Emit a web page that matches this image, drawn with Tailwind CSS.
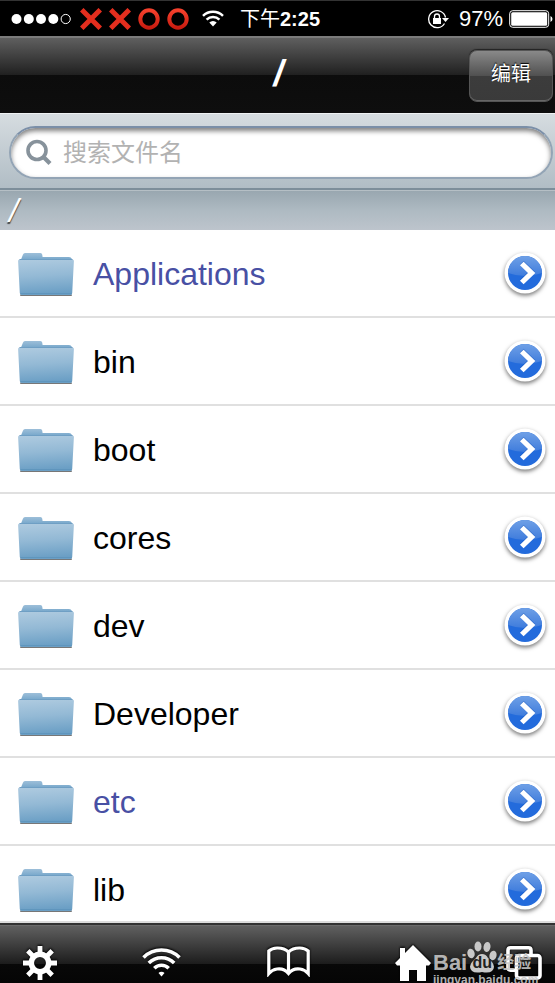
<!DOCTYPE html>
<html lang="zh-CN">
<head>
<meta charset="utf-8">
<meta name="viewport" content="width=device-width, initial-scale=1">
<title>/</title>
<script src="https://cdn.jsdelivr.net/npm/@tailwindcss/browser@4"></script>
</head>
<body class="relative flex h-screen flex-col overflow-hidden bg-white font-['Liberation_Sans','Noto_Sans_CJK_SC',sans-serif]">
<svg class="absolute size-0" aria-hidden="true">
  <defs>
    <linearGradient id="red" x1="0" y1="0" x2="0" y2="1"><stop offset="0" stop-color="#f5402c"/><stop offset="1" stop-color="#c91c10"/></linearGradient>
    <linearGradient id="back" x1="0" y1="0" x2="0" y2="1"><stop offset="0" stop-color="#9dbfd9"/><stop offset="1" stop-color="#6a9fc6"/></linearGradient>
    <linearGradient id="front" x1="0" y1="0" x2=".1" y2="1"><stop offset="0" stop-color="#afcbe0"/><stop offset=".5" stop-color="#93b9d5"/><stop offset="1" stop-color="#6b9fc5"/></linearGradient>
    <linearGradient id="gloss" x1="0" y1="0" x2="0" y2="1"><stop offset="0" stop-color="#6fa0e6"/><stop offset="1" stop-color="#3f7cdc"/></linearGradient>
    <symbol id="folder" viewBox="0 0 58 46">
      <path d="M3 43.500h52v.7q0 .8-1 .8H4q-1 0-1-.8z" fill="#777"/>
      <path d="M4 8.500 6 3.500Q6.500 2 8 2h15.500q1.500 0 1.700 1.500l.4 2.500H52q2 0 3 2l1 3H3z" fill="url(#back)"/>
      <path d="M2.500 8.500h53q1.500 0 1.400 1.600L55.200 42q-.1 2-1.700 2h-49q-1.600 0-1.700-2L1.100 10.100Q1 8.500 2.500 8.500z" fill="url(#front)"/>
      <path d="M2.500 8.500h53" stroke="#6f9fc4" stroke-width="1"/>
      <path d="M3.500 42.500h51" stroke="#5c93bb" stroke-width=".8"/>
    </symbol>
    <symbol id="go" viewBox="0 0 48 50">
      <circle cx="24" cy="24" r="20.500" fill="#fff"/>
      <circle cx="24" cy="24" r="17" fill="#236bdc"/>
      <path d="M7 24a17 17 0 0 1 34 0Q24 30 7 24z" fill="url(#gloss)"/>
      <path d="m20.800 13.500 9.800 9.500-9.800 9.500" fill="none" stroke="#1250b5" stroke-opacity=".4" stroke-width="5.200"/>
      <path d="m20.800 14.500 9.800 9.500-9.800 9.500" fill="none" stroke="#fff" stroke-width="5.200"/>
    </symbol>
    <symbol id="cross" viewBox="0 0 22 22"><path d="m3.500 3.500 15 15M18.500 3.500l-15 15" stroke="#e42e1e" stroke-width="5" stroke-linecap="square"/></symbol>
    <symbol id="ring" viewBox="0 0 22 22"><circle cx="11" cy="11" r="8.700" fill="none" stroke="url(#red)" stroke-width="4"/></symbol>
  </defs>
</svg>

<div class="flex h-9 shrink-0 items-center border-t border-[#333] bg-black pl-[11px] pr-[2px] text-white">
  <svg class="h-3 w-[61px]" viewBox="0 0 61 12" role="img" aria-label="4/5"><g fill="#fff"><circle cx="5.500" cy="6" r="5"/><circle cx="17.800" cy="6" r="5"/><circle cx="30" cy="6" r="5"/><circle cx="42.300" cy="6" r="5"/></g><circle cx="54.700" cy="6" r="4.600" fill="none" stroke="#fff"/></svg>
  <div class="ml-2 flex items-center gap-[7px]">
    <svg class="size-[22px]"><use href="#cross"/></svg>
    <svg class="size-[22px]"><use href="#cross"/></svg>
    <svg class="size-[22px]"><use href="#ring"/></svg>
    <svg class="size-[22px]"><use href="#ring"/></svg>
  </div>
  <svg class="ml-[13px] h-[17px] w-[22px]" viewBox="0 0 22 17"><path d="M1 5.800a14.300 14.300 0 0 1 20 0M4.600 9.600a9.200 9.200 0 0 1 12.800 0" fill="none" stroke="#fff" stroke-width="2.500"/><path d="M7.300 12.600a5.300 5.300 0 0 1 7.400 0L11 16.500z" fill="#fff"/></svg>
  <div class="ml-4 text-xl leading-6"><span>下午</span><span class="font-bold">2:25</span></div>
  <svg class="ml-auto h-5 w-[22px]" viewBox="0 0 22 20"><path d="M17.500 14.500a8.500 8.500 0 1 1 1-6" fill="none" stroke="#fff" stroke-width="1.300"/><path d="M15 9h7l-3.500 4z" fill="#fff"/><rect x="6" y="9" width="8" height="6" fill="#fff"/><path d="M7.500 9.500V7.500a2.500 2.500 0 0 1 5 0v2" fill="none" stroke="#fff" stroke-width="1.300"/></svg>
  <span class="ml-[10px] text-[22px] leading-6">97%</span>
  <svg class="ml-[6px] h-[18px] w-11" viewBox="0 0 44 18"><rect x=".7" y=".7" width="39" height="16.600" rx="3" fill="none" stroke="#fff" stroke-width="1"/><rect x="2.200" y="2.200" width="36" height="13.600" rx="1.500" fill="#fff"/><path d="M41.500 6q2 1 2 3t-2 3z" fill="#fff"/></svg>
</div>

<header class="grid h-[77px] shrink-0 grid-cols-[1fr_auto_1fr] items-center border-t-2 border-[#7b7b7b] bg-[linear-gradient(#5f5f5f_0,#1f1f1f_50%,#0c0c0c_50%,#0e0e0e_100%)] pr-[2px]">
  <h1 class="col-start-2 pb-1 pl-1 text-4xl font-bold italic leading-10 text-white">/</h1>
  <button class="h-[52px] w-[84px] justify-self-end rounded-lg border border-[#555] bg-[linear-gradient(#898989_0,#505050_50%,#3c3c3c_51%,#3a3a3a_100%)] pb-1 text-xl text-white shadow-[0_-1px_1px_#222,inset_0_-1px_0_#666] [text-shadow:0_-1px_1px_#000]">编辑</button>
</header>

<div class="h-[77px] shrink-0 border-b-2 border-t border-b-[#7d8e9a] border-t-[#eef1f3] bg-[linear-gradient(#d6dce0,#b1bdc5)] pl-[9px] pr-[2px] pt-3">
  <label class="flex h-[53px] items-center gap-[10px] rounded-full border-2 border-[#93a4b5] border-t-[#7b8fa8] bg-white pl-[14px] pr-5 shadow-[inset_0_3px_5px_#00000080]">
    <svg class="size-7 shrink-0" viewBox="0 0 28 28" fill="none" stroke="#87929b"><circle cx="12" cy="11.500" r="9" stroke-width="3.600"/><path d="m18.500 18 6.500 6.500" stroke-width="4.200"/></svg>
    <input type="search" aria-label="搜索文件名" placeholder="搜索文件名" class="w-full min-w-0 bg-transparent text-2xl leading-8 outline-none placeholder:text-[#b2b2b2]">
  </label>
</div>

<div class="h-10 shrink-0 border-t border-[#b5bfc5] bg-[linear-gradient(#99a7b0,#aebac2_50%,#bdc4cc)] pl-[9px] text-[34px] italic leading-[38px] text-white [text-shadow:0_2px_1px_#444]">/</div>

<ul class="min-h-0 flex-1 overflow-hidden text-[32px] leading-10 text-black">
  <li class="flex h-[88px] items-center border-b-2 border-[#e0e0e0] pl-[17px] pr-[6px] pt-[2px]"><svg class="h-[46px] w-[58px]"><use href="#folder"/></svg><a href="#" class="ml-[18px] flex-1 text-[#4850a4]">Applications</a><button aria-label="Applications"><svg class="h-[50px] w-12 drop-shadow-[0_2px_2px_#0008]"><use href="#go"/></svg></button></li>
  <li class="flex h-[88px] items-center border-b-2 border-[#e0e0e0] pl-[17px] pr-[6px] pt-[2px]"><svg class="h-[46px] w-[58px]"><use href="#folder"/></svg><a href="#" class="ml-[18px] flex-1">bin</a><button aria-label="bin"><svg class="h-[50px] w-12 drop-shadow-[0_2px_2px_#0008]"><use href="#go"/></svg></button></li>
  <li class="flex h-[88px] items-center border-b-2 border-[#e0e0e0] pl-[17px] pr-[6px] pt-[2px]"><svg class="h-[46px] w-[58px]"><use href="#folder"/></svg><a href="#" class="ml-[18px] flex-1">boot</a><button aria-label="boot"><svg class="h-[50px] w-12 drop-shadow-[0_2px_2px_#0008]"><use href="#go"/></svg></button></li>
  <li class="flex h-[88px] items-center border-b-2 border-[#e0e0e0] pl-[17px] pr-[6px] pt-[2px]"><svg class="h-[46px] w-[58px]"><use href="#folder"/></svg><a href="#" class="ml-[18px] flex-1">cores</a><button aria-label="cores"><svg class="h-[50px] w-12 drop-shadow-[0_2px_2px_#0008]"><use href="#go"/></svg></button></li>
  <li class="flex h-[88px] items-center border-b-2 border-[#e0e0e0] pl-[17px] pr-[6px] pt-[2px]"><svg class="h-[46px] w-[58px]"><use href="#folder"/></svg><a href="#" class="ml-[18px] flex-1">dev</a><button aria-label="dev"><svg class="h-[50px] w-12 drop-shadow-[0_2px_2px_#0008]"><use href="#go"/></svg></button></li>
  <li class="flex h-[88px] items-center border-b-2 border-[#e0e0e0] pl-[17px] pr-[6px] pt-[2px]"><svg class="h-[46px] w-[58px]"><use href="#folder"/></svg><a href="#" class="ml-[18px] flex-1">Developer</a><button aria-label="Developer"><svg class="h-[50px] w-12 drop-shadow-[0_2px_2px_#0008]"><use href="#go"/></svg></button></li>
  <li class="flex h-[88px] items-center border-b-2 border-[#e0e0e0] pl-[17px] pr-[6px] pt-[2px]"><svg class="h-[46px] w-[58px]"><use href="#folder"/></svg><a href="#" class="ml-[18px] flex-1 text-[#4850a4]">etc</a><button aria-label="etc"><svg class="h-[50px] w-12 drop-shadow-[0_2px_2px_#0008]"><use href="#go"/></svg></button></li>
  <li class="flex h-[88px] items-center border-b-2 border-[#e0e0e0] pl-[17px] pr-[6px] pt-[2px]"><svg class="h-[46px] w-[58px]"><use href="#folder"/></svg><a href="#" class="ml-[18px] flex-1">lib</a><button aria-label="lib"><svg class="h-[50px] w-12 drop-shadow-[0_2px_2px_#0008]"><use href="#go"/></svg></button></li>
</ul>

<nav class="flex h-[62px] shrink-0 items-end justify-between border-t-2 border-[#ddd] bg-[linear-gradient(#333_0,#333_2px,#777_2px,#606060_3px,#1c1c1c_41px,#080808_41px,#050505_100%)] pl-[23px] pr-[13px]">
  <button aria-label="设置" class="pb-[3px]"><svg class="size-[34px] drop-shadow-[0_-1px_1px_#000]" viewBox="-17 -17 34 34" fill="none" stroke="#fff"><circle r="8.700" stroke-width="5.500"/><path d="M0-10V-17M0 10V17M-10 0H-17M10 0H17M-7-7-12.200-12.200M7 7 12.200 12.200M-7 7-12.200 12.200M7-7 12.200-12.200" stroke-width="4.800"/></svg></button>
  <button aria-label="Wi-Fi" class="pb-[6px]"><svg class="h-[30px] w-[39px] drop-shadow-[0_-1px_1px_#000]" viewBox="0 0 39 30" fill="none" stroke="#fff" stroke-width="3.600"><path d="M1.500 10.500a25.500 25.500 0 0 1 36 0M6.800 16a18 18 0 0 1 25.400 0M12.300 21.300a10.200 10.200 0 0 1 14.400 0"/><path d="M16.500 26a4.200 4.200 0 0 1 6 0l-3 3.500z" fill="#fff" stroke="none"/></svg></button>
  <button aria-label="书签" class="pb-[6px]"><svg class="h-[31px] w-[43px] drop-shadow-[0_-1px_1px_#000]" viewBox="0 0 43 31" fill="none" stroke="#fff" stroke-width="3.200"><path d="M21.500 27.500Q17 22 10 23q-5 .7-8.200 4.500V5Q5 2.200 10 2q7-.3 11.500 4 4.500-4.300 11.500-4 5 .2 8.200 3v22.500Q38 23.700 33 23q-7-1-11.500 4.500zM21.500 6v21"/></svg></button>
  <div class="flex items-end gap-[75px]">
    <button aria-label="主页" class="pb-[2px]"><svg class="size-9 drop-shadow-[0_-1px_1px_#000]" viewBox="0 0 36 36"><path d="M18 0 36 18l-2 2.500h-3V36h-9V25h-8v11H5V20.500H2L0 18l5-5V3h5v5z" fill="#fff"/></svg></button>
    <button aria-label="窗口" class="pb-[3px]"><svg class="h-[34px] w-9 drop-shadow-[0_-1px_1px_#000]" viewBox="0 0 36 34" fill="none" stroke="#fff" stroke-width="3.600"><path d="M10 24.200H4.500Q2 24.200 2 21.700V4.300Q2 1.800 4.500 1.800h18Q25 1.800 25 4.300V9"/><rect x="10.500" y="9.500" width="23.500" height="22.500" rx="2.500"/></svg></button>
  </div>
</nav>

<div class="pointer-events-none absolute bottom-[-4px] right-3 w-[110px] text-[#c8c8c8]/90">
  <div class="flex items-end leading-5">
    <span class="text-[22px] font-bold">Bai</span>
    <span class="relative flex h-8 w-[30px] shrink-0 items-end justify-center">
      <svg class="absolute inset-0 h-8 w-[30px]" viewBox="0 0 30 32" fill="#c8c8c8"><ellipse cx="4" cy="12.500" rx="3.600" ry="4.800" transform="rotate(-15 4 12.500)"/><ellipse cx="11" cy="5.500" rx="3.500" ry="5"/><ellipse cx="20" cy="6" rx="3.500" ry="5" transform="rotate(10 20 6)"/><ellipse cx="26" cy="14.500" rx="3.500" ry="4.800" transform="rotate(15 26 14.500)"/><path d="M15 13q4 0 6 4l4 4q4 5 0 9-3 2.500-10 1-7 1.500-10-1-4-4 0-9l4-4q2-4 6-4z"/></svg>
      <span class="relative text-base font-bold leading-5 text-[#222]">du</span>
    </span>
    <span class="shrink-0 text-[17px] font-bold">经验</span>
  </div>
  <div class="text-xs font-bold leading-[14px]">jingyan.baidu.com</div>
</div>
</body>
</html>
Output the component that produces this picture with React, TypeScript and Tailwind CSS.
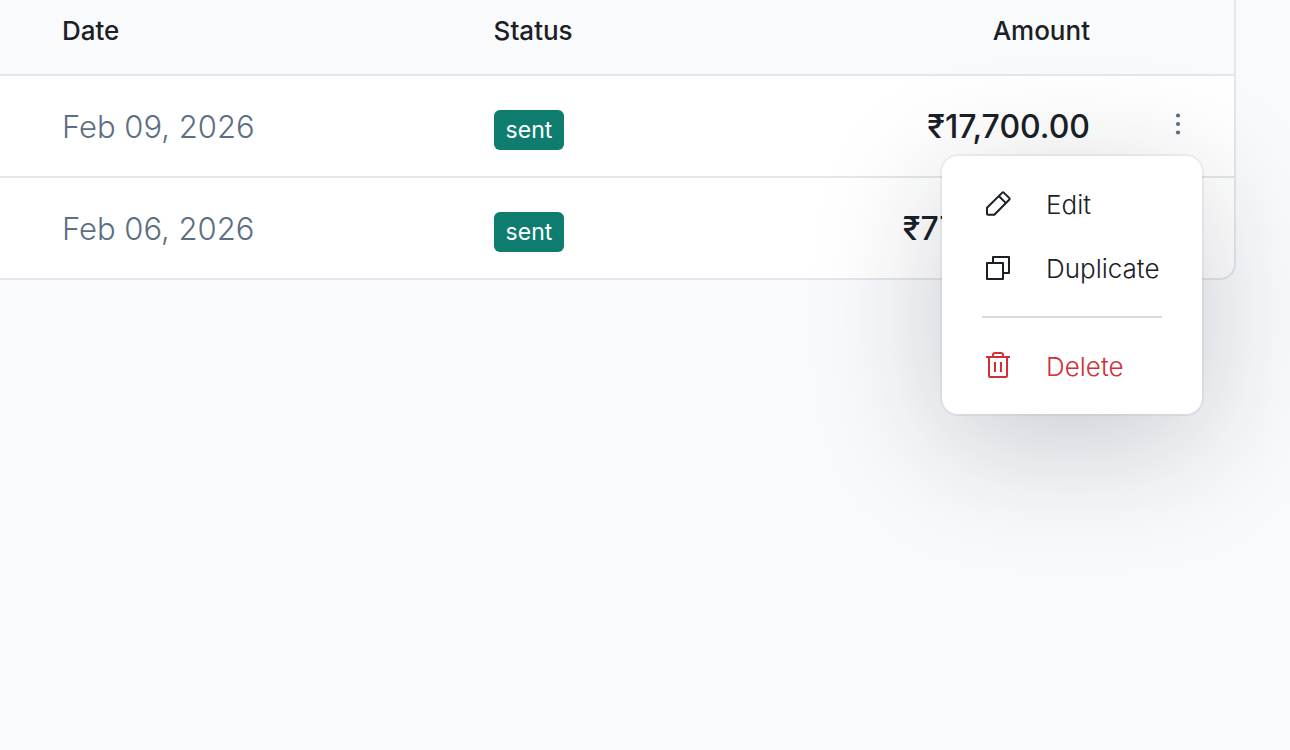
import React, { useState } from 'react';

interface Invoice {
  id: number;
  date: string;
  status: string;
  amount: string;
}

const invoices: Invoice[] = [
  { id: 1, date: 'Feb 09, 2026', status: 'sent', amount: '₹17,700.00' },
  { id: 2, date: 'Feb 06, 2026', status: 'sent', amount: '₹777,700.00' },
];

function PencilIcon() {
  return (
    <svg viewBox="0 0 32 32" className="size-8" fill="none" stroke="currentColor" strokeWidth="2" strokeLinejoin="round" aria-hidden="true">
      <path d="M5 19.7 20.3 4.6a1 1 0 0 1 1.4 0l5.7 5.5a1 1 0 0 1 0 1.4L12.3 26.7H6a1 1 0 0 1-1-1z" />
      <path d="m17 8.2 6.7 6.7" />
    </svg>
  );
}

function CopyIcon() {
  return (
    <svg viewBox="0 0 32 32" className="size-8" fill="none" stroke="currentColor" strokeWidth="2" strokeLinejoin="round" aria-hidden="true">
      <path d="M5 11h16v16H5z" />
      <path d="M11 11V5h16v16h-6" />
    </svg>
  );
}

function TrashIcon() {
  return (
    <svg viewBox="0 0 32 32" className="size-8" fill="none" stroke="currentColor" strokeWidth="2" strokeLinejoin="round" aria-hidden="true">
      <path d="M4 7h24M7 7v19a1 1 0 0 0 1 1h16a1 1 0 0 0 1-1V7" />
      <path d="M11 7V5a2 2 0 0 1 2-2h6a2 2 0 0 1 2 2v2M13 12v10M19 12v10" />
    </svg>
  );
}

interface MenuItemProps {
  icon: React.ReactNode;
  label: string;
  danger?: boolean;
  onClick: () => void;
}

function MenuItem({ icon, label, danger, onClick }: MenuItemProps) {
  return (
    <button
      type="button"
      role="menuitem"
      onClick={onClick}
      className={`flex h-16 w-full items-center gap-8 text-left text-[26px] font-light ${danger ? 'text-[#d32f38]' : 'text-[#1a2026]'}`}
    >
      {icon}
      <span className="pt-0.5">{label}</span>
    </button>
  );
}

function RowMenu({ open, onToggle }: { open: boolean; onToggle: () => void }) {
  return (
    <div className="relative ml-auto h-15 w-12">
      <button
        type="button"
        aria-label="Actions"
        aria-haspopup="menu"
        aria-expanded={open}
        onClick={onToggle}
        className="flex size-full items-center justify-center text-[#5c6f84]"
      >
        <svg viewBox="0 0 32 32" className="size-8" fill="currentColor" aria-hidden="true">
          <circle cx="16" cy="7.5" r="2.1" />
          <circle cx="16" cy="16" r="2.1" />
          <circle cx="16" cy="24.5" r="2.1" />
        </svg>
      </button>
      {open && (
        <div
          role="menu"
          className="absolute top-full right-0 z-10 mt-0.5 w-65 rounded-2xl bg-white px-10 py-4 shadow-[0_0_0_2px_rgba(24,28,50,0.05),0_30px_128px_rgba(24,28,50,0.21)]"
        >
          <MenuItem icon={<PencilIcon />} label="Edit" onClick={onToggle} />
          <MenuItem icon={<CopyIcon />} label="Duplicate" onClick={onToggle} />
          <hr className="my-4 border-t-2 border-[#d9dae0]" />
          <MenuItem icon={<TrashIcon />} label="Delete" danger onClick={onToggle} />
        </div>
      )}
    </div>
  );
}

export default function App() {
  const [openId, setOpenId] = useState<number | null>(1);

  return (
    <div className="min-h-screen overflow-hidden bg-[#f9fafc] pr-[54px] font-['Inter','Noto_Sans',sans-serif] text-[#1a2026]">
      <div className="rounded-br-2xl border-r-2 border-b-2 border-[#e5e6eb] bg-white">
        <table className="w-full table-fixed border-separate border-spacing-0">
          <thead>
            <tr className="h-19 bg-[#f9fafc] text-[26px] leading-8">
              <th scope="col" className="w-[40%] border-b-2 border-[#e5e6eb] pt-[15px] pb-[27px] pl-[62px] text-left font-medium">Date</th>
              <th scope="col" className="border-b-2 border-[#e5e6eb] pt-[15px] pb-[27px] text-left font-medium">Status</th>
              <th scope="col" className="border-b-2 border-[#e5e6eb] pt-[15px] pb-[27px] text-right font-medium">Amount</th>
              <th className="w-36 border-b-2 border-[#e5e6eb]" aria-label="Actions" />
            </tr>
          </thead>
          <tbody className="[&>tr+tr>td]:border-t-2 [&>tr+tr>td]:border-[#e5e6eb]">
            {invoices.map((invoice) => (
              <tr key={invoice.id} className="text-[32px] leading-10">
                <td className="pt-0.5 pl-[62px] text-[31px] font-light text-[#5c6f84]">{invoice.date}</td>
                <td className="pt-2">
                  <span className="flex h-10 w-fit items-center rounded-md bg-[#0e7c6f] px-3 text-[23px] text-white">{invoice.status}</span>
                </td>
                <td className="pt-0.5 text-right font-medium">{invoice.amount}</td>
                <td className="pt-4.5 pr-8 pb-5.5">
                  <RowMenu
                    open={openId === invoice.id}
                    onToggle={() => setOpenId(openId === invoice.id ? null : invoice.id)}
                  />
                </td>
              </tr>
            ))}
          </tbody>
        </table>
      </div>
    </div>
  );
}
● ● ● ● ●
## Exercise prompt
Say how many lines have the string "that" in them, offering no words beyond the number.

## Problem solution
2